Mechanical model for predicting thrust force with tool wear effects in drilling of unidirectional CFRP

Abstract Thrust force is the most influential factor to the frequent-occurred drill-exit damages in the drilling of carbon fiber reinforced polymer/plastic (CFRP). The accurate prediction of this thrust force is of great importance for drilling process optimization to suppress these damages. However, the thrust force in drilling CFRP is strongly coupled with rapid tool wear which brings significant challenges to its accurate prediction. This paper proposed a novel mechanical model for predicting thrust force with the consideration of tool wear effects in drilling unidirectional CFRP. Firstly, tool wear geometrical characteristics of a twist drill, including rake face, cutting edge and flank face are identified as a line, elliptical arc and line profiles, respectively.
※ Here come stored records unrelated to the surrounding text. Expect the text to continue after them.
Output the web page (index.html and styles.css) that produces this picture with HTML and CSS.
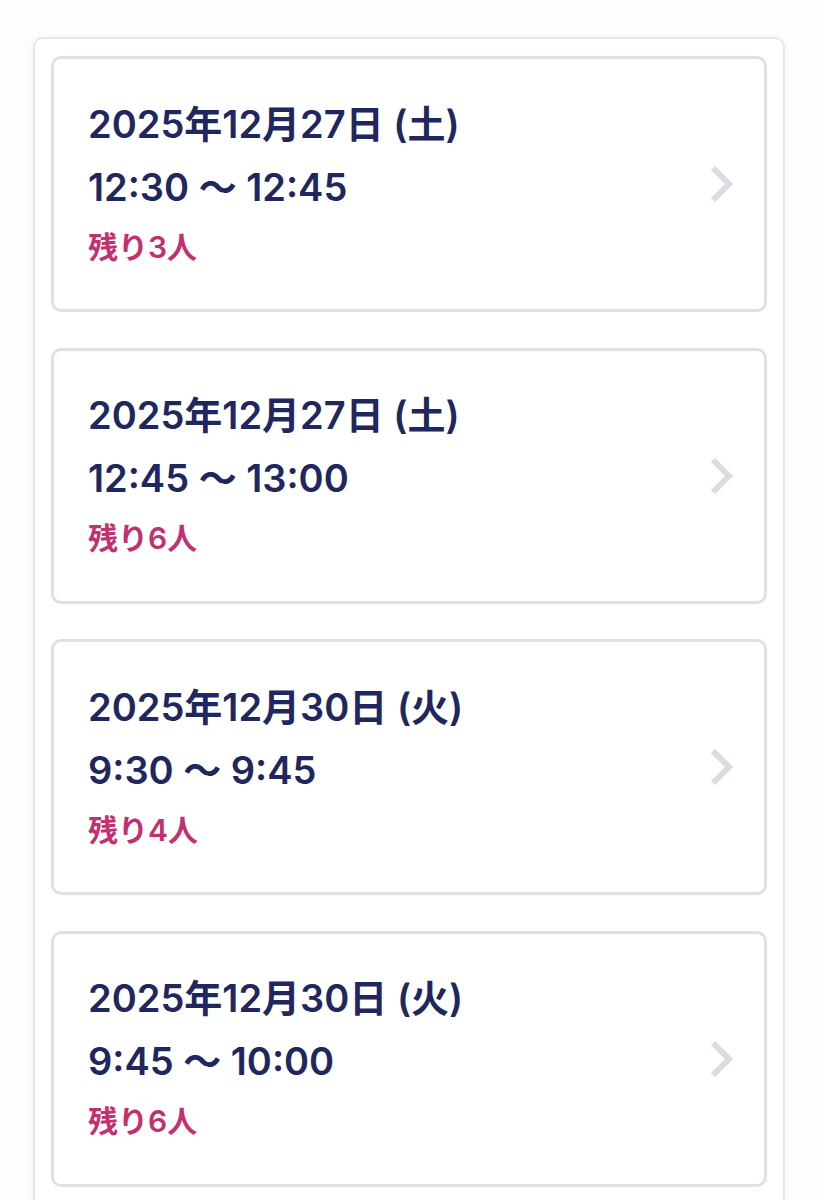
FILE: index.html
```html
<!DOCTYPE html>
<html lang="ja">
<head>
    <meta charset="utf-8">
    <meta name="viewport" content="width=device-width, initial-scale=1.0">
    <title>予約枠の選択</title>
    <link rel="stylesheet" href="styles.css">
</head>
<body>
    <main class="slot-panel">
        <a class="slot-card" href="#">
            <div class="slot-info">
                <p class="slot-date">2025年12月27日 (土)</p>
                <p class="slot-time">12:30 〜 12:45</p>
                <p class="slot-remain">残り3人</p>
            </div>
            <svg class="slot-arrow" viewBox="0 0 28 40" aria-hidden="true">
                <path d="M5 4 L21 20 L5 36" />
            </svg>
        </a>

        <a class="slot-card" href="#">
            <div class="slot-info">
                <p class="slot-date">2025年12月27日 (土)</p>
                <p class="slot-time">12:45 〜 13:00</p>
                <p class="slot-remain">残り6人</p>
            </div>
            <svg class="slot-arrow" viewBox="0 0 28 40" aria-hidden="true">
                <path d="M5 4 L21 20 L5 36" />
            </svg>
        </a>

        <a class="slot-card" href="#">
            <div class="slot-info">
                <p class="slot-date">2025年12月30日 (火)</p>
                <p class="slot-time">9:30 〜 9:45</p>
                <p class="slot-remain">残り4人</p>
            </div>
            <svg class="slot-arrow" viewBox="0 0 28 40" aria-hidden="true">
                <path d="M5 4 L21 20 L5 36" />
            </svg>
        </a>

        <a class="slot-card" href="#">
            <div class="slot-info">
                <p class="slot-date">2025年12月30日 (火)</p>
                <p class="slot-time">9:45 〜 10:00</p>
                <p class="slot-remain">残り6人</p>
            </div>
            <svg class="slot-arrow" viewBox="0 0 28 40" aria-hidden="true">
                <path d="M5 4 L21 20 L5 36" />
            </svg>
        </a>
    </main>
</body>
</html>
```

FILE: styles.css
```css
:root {
    --navy: #1f275e;
    --pink: #c3306f;
    --card-border: #dfe1e6;
    --panel-border: #e6e7eb;
}

* {
    margin: 0;
    padding: 0;
    box-sizing: border-box;
}

body {
    font-family: Inter, "Noto Sans CJK JP", sans-serif;
    background: #fdfdfe;
    color: var(--navy);
    padding: 37px 33px 0;
}

.slot-panel {
    background: #fff;
    border: 2px solid var(--panel-border);
    border-bottom: none;
    border-radius: 10px 10px 0 0;
    box-shadow: 0 0 10px rgba(0, 0, 0, 0.04);
    padding: 17px 16px 0;
    display: flex;
    flex-direction: column;
    gap: 35.5px;
    min-height: 1200px;
}

.slot-card {
    display: flex;
    align-items: center;
    justify-content: space-between;
    height: 256px;
    padding: 0 28px 0 34px;
    border: 3px solid var(--card-border);
    border-radius: 10px;
    background: #fff;
    text-decoration: none;
    color: inherit;
}

.slot-info {
    display: flex;
    flex-direction: column;
}

.slot-date,
.slot-time {
    font-size: 38px;
    font-weight: 600;
    line-height: 63px;
    color: var(--navy);
}

.slot-remain {
    font-size: 30px;
    font-weight: 600;
    line-height: 57px;
    color: var(--pink);
}

.slot-arrow {
    width: 28px;
    height: 40px;
    fill: none;
    stroke: #d9dce1;
    stroke-width: 6;
}
```
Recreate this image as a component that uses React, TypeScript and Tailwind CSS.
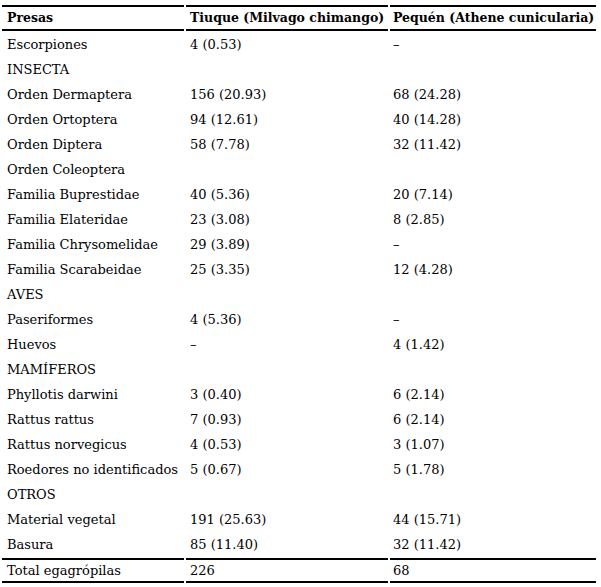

The contact conditions and cutting mechanism between CFRP and drill bit are further analyzed based on the identified wear profiles and contact mechanics. Then the thrust forces of the main cutting edge and the chisel edge are modelled based on these analyses. Integrating these forces along the main cutting edges and the chisel edge, the total thrust force in drilling CFRP is predicted considering the tool wear effects. Drilling experiments are carried out to validate the prediction model, and the predicted and experimental results are in good agreement.